The Sun Does Shine by Anthony Ray Hinton is a beautiful and harrowing memoir detailing the time Hinton spent on death row for a wrongful conviction. Hinton makes a strong case for second chances, highlights the anti-black biases throughout the judiciary system, and demands the reader feel the helplessness he was put through throughout his narrative.

Other Alabama Reads include...

Just Mercy by Bryan Stevenson - this memoir outlining Bryan Stevenson's career fighting to overturn death sentences in Alabama is perfect to read alongside Anthony Ray Hinton's memoir. Hinton was one off the wrongfully convicted inmates on death row who Stevenson represented and ultimately got released.
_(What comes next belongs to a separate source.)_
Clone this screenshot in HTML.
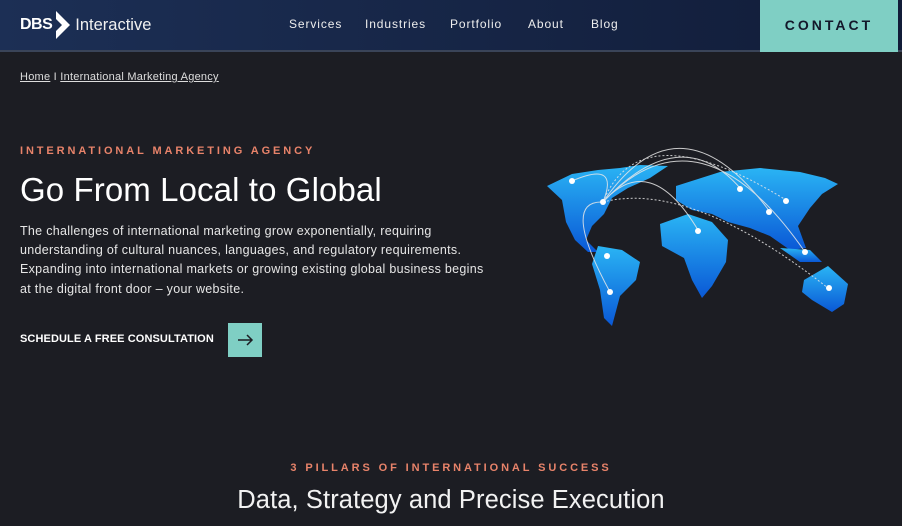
<!DOCTYPE html>
<html><head><meta charset="utf-8"><style>
*{margin:0;padding:0;box-sizing:border-box}
body{width:902px;height:526px;overflow:hidden;background:#1c1d23;font-family:"Liberation Sans",sans-serif;color:#fff;position:relative}
.hdr{position:absolute;left:0;top:0;width:902px;height:52px;background:linear-gradient(90deg,#1c2f55,#111c38);border-bottom:2px solid #3a4458}
.logo{position:absolute;left:20px;top:10px;font-size:16px;display:flex;align-items:center}
.logo b{font-weight:bold;letter-spacing:-0.5px}
.logo span{font-size:16.5px;margin-left:3px;color:#f0f0f0}
.nav{position:absolute;top:17px;font-size:12px;letter-spacing:0.9px;color:#eee}
.contact{position:absolute;left:760px;top:0;width:138px;height:52px;background:#7fcfc4;color:#13172a;font-weight:bold;font-size:14px;letter-spacing:3px;text-align:center;line-height:50px}
.bc{position:absolute;left:20px;top:71px;font-size:11px;letter-spacing:0.25px;color:#ddd}
.eyebrow{position:absolute;color:#e8836a;font-weight:bold;font-size:11px;letter-spacing:2.9px}
h1{position:absolute;left:20px;top:171px;font-weight:normal;font-size:33px;letter-spacing:0.1px;color:#fff}
.p{position:absolute;left:20px;top:222px;width:478px;font-size:12.5px;letter-spacing:0.3px;line-height:19.2px;color:#e6e6e6}
.cta{position:absolute;left:20px;top:333px;font-size:11px;font-weight:bold;letter-spacing:0.1px}
.arrow{position:absolute;left:228px;top:323px;width:34px;height:34px;background:#7fcfc4}
h2{position:absolute;left:0;width:902px;text-align:center;top:486px;font-weight:normal;font-size:25.5px;letter-spacing:0.1px;color:#f2f2f2}
</style></head><body>
<div class="hdr">
<div class="logo"><b>DBS</b><svg width="18" height="30" viewBox="0 0 18 30" style="margin-left:2px"><path d="M2 1 L16 15 L2 29 L2 21 L8 15 L2 9Z" fill="#fff"/></svg><span>Interactive</span></div>
<div class="nav" style="left:289px">Services</div>
<div class="nav" style="left:365px">Industries</div>
<div class="nav" style="left:450px">Portfolio</div>
<div class="nav" style="left:528px">About</div>
<div class="nav" style="left:591px">Blog</div>
<div class="contact">CONTACT</div>
</div>
<div class="bc"><u>Home</u> I <u>International Marketing Agency</u></div>
<div class="eyebrow" style="left:20px;top:145px">INTERNATIONAL MARKETING AGENCY</div>
<h1>Go From Local to Global</h1>
<div class="p">The challenges of international marketing grow exponentially, requiring understanding of cultural nuances, languages, and regulatory requirements. Expanding into international markets or growing existing global business begins at the digital front door – your website.</div>
<div class="cta">SCHEDULE A FREE CONSULTATION</div>
<div class="arrow"><svg width="34" height="34"><path d="M10 17H24M19 12L24 17L19 22" stroke="#1c1d23" stroke-width="1.5" fill="none"/></svg></div>
<svg style="position:absolute;left:0;top:0" width="902" height="526">
<defs><linearGradient id="g" x1="0" y1="0" x2="0" y2="1"><stop offset="0" stop-color="#2ab4f4"/><stop offset="1" stop-color="#0a58d6"/></linearGradient></defs>
<g fill="url(#g)">
<path d="M547 186 L572 174 L598 170 L620 168 L640 165 L668 166 L650 178 L628 188 L612 198 L604 214 L592 226 L586 240 L598 252 L588 252 L575 240 L566 222 L562 200 Z"/>
<path d="M598 246 L622 250 L640 262 L636 280 L620 296 L612 326 L604 318 L600 290 L592 264 Z"/>
<path d="M676 186 L720 172 L760 168 L800 172 L825 178 L838 184 L822 194 L810 208 L798 226 L806 248 L790 250 L770 236 L750 228 L728 222 L712 214 L692 210 L676 200 Z"/>
<path d="M660 224 L688 214 L712 222 L728 240 L726 262 L712 286 L702 298 L692 280 L684 258 L662 246 Z"/>
<path d="M804 280 L828 266 L848 284 L844 304 L832 312 L812 300 L802 292 Z"/>
<path d="M780 248 L810 250 L822 262 L800 262 Z"/>
</g>
<g fill="none" stroke="#e8e8e8" stroke-width="1" opacity="0.85">
<path d="M603 202 Q680 90 770 212"/>
<path d="M603 202 Q700 100 805 252"/>
<path d="M603 202 Q680 120 740 188"/>
<path d="M603 202 Q650 150 698 230"/>
<path d="M603 202 Q620 160 572 181"/>
<path d="M603 202 Q560 200 610 292"/>
<path d="M603 202 Q690 180 828 288" stroke-dasharray="2 2"/>
<path d="M603 202 Q640 110 786 200" stroke-dasharray="2 2"/>
</g>
<g fill="#fff">
<circle cx="572" cy="181" r="3"/><circle cx="603" cy="202" r="3"/><circle cx="607" cy="256" r="3"/><circle cx="610" cy="292" r="3"/><circle cx="698" cy="231" r="3"/><circle cx="740" cy="189" r="3"/><circle cx="769" cy="212" r="3"/><circle cx="786" cy="201" r="3"/><circle cx="805" cy="252" r="3"/><circle cx="829" cy="288" r="3"/>
</g></svg>
<div class="eyebrow" style="left:0;width:902px;text-align:center;top:462px;letter-spacing:2.9px">3 PILLARS OF INTERNATIONAL SUCCESS</div>
<h2>Data, Strategy and Precise Execution</h2>
</body></html>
Looking for Alaska by John Green is a young adult novel that draws inspiration from Green's experience in an Alabama boarding school. It's a coming-of-age story of friendship, tomfoolery, heartbreak, loss, and grief.
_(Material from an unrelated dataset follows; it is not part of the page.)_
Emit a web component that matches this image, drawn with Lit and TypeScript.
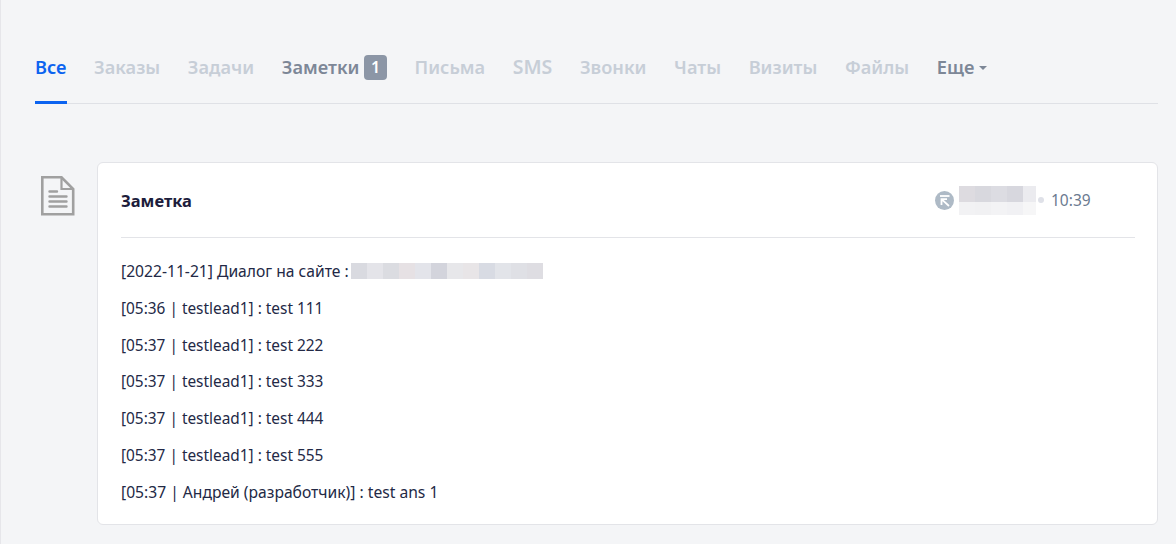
import { LitElement, html, css } from "lit";
import { customElement } from "lit/decorators.js";

const TABS: [string, string][] = [
  ["Все", "active"], ["Заказы", ""], ["Задачи", ""], ["Заметки", "dark"], ["Письма", ""],
  ["SMS", "latin"], ["Звонки", ""], ["Чаты", ""], ["Визиты", ""], ["Файлы", ""], ["Еще", "dark more"],
];
const LINES = [
  "[05:36 | testlead1] : test 111",
  "[05:37 | testlead1] : test 222",
  "[05:37 | testlead1] : test 333",
  "[05:37 | testlead1] : test 444",
  "[05:37 | testlead1] : test 555",
  "[05:37 | Андрей (разработчик)] : test ans 1",
];
const BLUR_NAME = ["#dddbe0", "#d8d8de", "#dcdce2", "#d7d7de", "#ebebef"];
const BLUR_NAME2 = ["#f2f2f4", "#f1f1f3", "#f3f3f5", "#f1f1f4", "#f6f6f7"];
const BLUR_SITE = ["#d9dae0", "#e4e4e9", "#dbdce1", "#e6e1e4", "#e3e4ea", "#d3d4dc", "#e7e7ea", "#e8e5e7", "#d8dbe3", "#e2e4e9", "#dfe0e5", "#dedde2"];

@customElement("app-root")
export class AppRoot extends LitElement {
  static styles = css`
    :host { display: block; width: 1176px; height: 544px; overflow: hidden; background: #f4f5f7; box-sizing: border-box; border-left: 1px solid #e6e6ea; font-family: "Noto Sans", sans-serif; color: #232946; }
    .page { padding: 0 18px 0 34px; display: flex; flex-direction: column; }
    .tabs { display: flex; height: 104px; gap: 27.6px; border-bottom: 1px solid #dfe1e6; box-sizing: border-box; margin: 0; }
    .tab { height: 104px; box-sizing: border-box; padding-top: 53px; line-height: 28px; font-size: 18.2px; font-weight: 600; color: #c7ced7; display: flex; align-items: flex-start; white-space: nowrap; }
    .tab.latin { font-size: 19.5px; }
    .tab.active { color: #0b63f0; border-bottom: 3px solid #0b63f0; height: 104px; }
    .tab.dark { color: #7d8797; }
    .badge { margin: 2px 0 0 4.5px; width: 23px; height: 25px; border-radius: 4px; background: #8c96a6; color: #fff; font-size: 16px; line-height: 25px; text-align: center; }
    .caret { width: 0; height: 0; border-left: 4px solid transparent; border-right: 4px solid transparent; border-top: 4px solid #7d8797; margin: 13px 0 0 5px; }
    .row { display: flex; margin-top: 58px; }
    .icon { width: 62px; flex: none; padding: 14px 0 0 6px; box-sizing: border-box; }
    .icon svg { display: block; }
    .card { flex: 1; height: 363px; box-sizing: border-box; background: #fff; border: 1px solid #e3e4e8; border-radius: 6px; padding: 0 22px 0 23px; }
    .head { height: 75px; box-sizing: border-box; display: flex; align-items: center; border-bottom: 1px solid #e3e4e8; }
    .title { font-size: 16.5px; font-weight: 700; color: #1d1d3c; flex: 1; }
    .meta { display: flex; align-items: center; width: 200px; font-size: 15.5px; color: #6b7a90; }
    .meta svg { margin-right: 5px; }
    .dot { width: 6px; height: 6px; border-radius: 50%; background: #dfe1e8; margin: 0 7px 0 2px; }
    .blurname { display: grid; grid-template-columns: repeat(5, 16px); grid-auto-rows: 16px 13px; width: 77px; height: 29px; overflow: hidden; }
    .body { padding-top: 22px; font-size: 15.65px; font-family: "Noto Sans", sans-serif; }
    p { margin: 0 0 14.67px; line-height: 22px; white-space: nowrap; display: flex; }
    .first { margin-bottom: 15.9px; }
    .blursite { display: flex; margin-left: 2px; height: 22px; }
    .blursite span { width: 16px; height: 16px; margin-top: 3px; }
    .latin-line { font-size: 15.4px; }
  `;

  render() {
    return html`<div class="page">
      <div class="tabs">
        ${TABS.map(([t, c]) => html`<div class="tab ${c}">${t}
          ${t === "Заметки" ? html`<span class="badge">1</span>` : ""}
          ${t === "Еще" ? html`<span class="caret"></span>` : ""}</div>`)}
      </div>
      <div class="row">
        <div class="icon">
          <svg width="34" height="40" viewBox="0 0 34 40" fill="none" stroke="#a0a0a0" stroke-width="2.6">
            <path d="M1.3 1.3H20.5L32.2 13V38.2H1.3Z"/>
            <path d="M20.5 1.3V13H32.2" stroke-width="2.2"/>
            <path d="M8.5 15.5H16M8.5 20.5H25.5M8.5 25.5H25.5M8.5 30.5H25.5" stroke-width="2.4" stroke-linecap="round"/>
          </svg>
        </div>
        <div class="card">
          <div class="head">
            <div class="title">Заметка</div>
            <div class="meta">
              <svg width="19" height="19" viewBox="0 0 19 19" fill="none" stroke="#fff" stroke-width="1.8">
                <circle cx="9.5" cy="9.5" r="9.5" fill="#aebac6" stroke="none"/>
                <path d="M5 5H14.5"/>
                <path d="M6.5 8.2H12M6.5 7.3V14M6.5 8.2L14 15"/>
              </svg>
              <div class="blurname">
                ${BLUR_NAME.map((b) => html`<span style="background:${b}"></span>`)}
                ${BLUR_NAME2.map((b) => html`<span style="background:${b}"></span>`)}
              </div>
              <span class="dot"></span>
              <span>10:39</span>
            </div>
          </div>
          <div class="body">
            <p class="first">[2022-11-21] Диалог на сайте :<span class="blursite">${BLUR_SITE.map((b) => html`<span style="background:${b}"></span>`)}</span></p>
            ${LINES.map((l, i) => html`<p class="${i < 5 ? "latin-line" : ""}">${l}</p>`)}
          </div>
        </div>
      </div>
    </div>`;
  }
}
Martin Luther King Jr.'s Stride Toward Freedom reflects on the Montgomery Bus Boycott. It is absolutely as brilliant as you would expect King's writing to be.

Zora Neale Hurston's Barracoon is the autobiography of Cudjo Lewis. In 1927, when Hurston began writing this biography, Lewis was 86 years old, living outside of Mobile, and the last living person to have been captured and transported to the Americas as part of the Atlantic Slave Trade.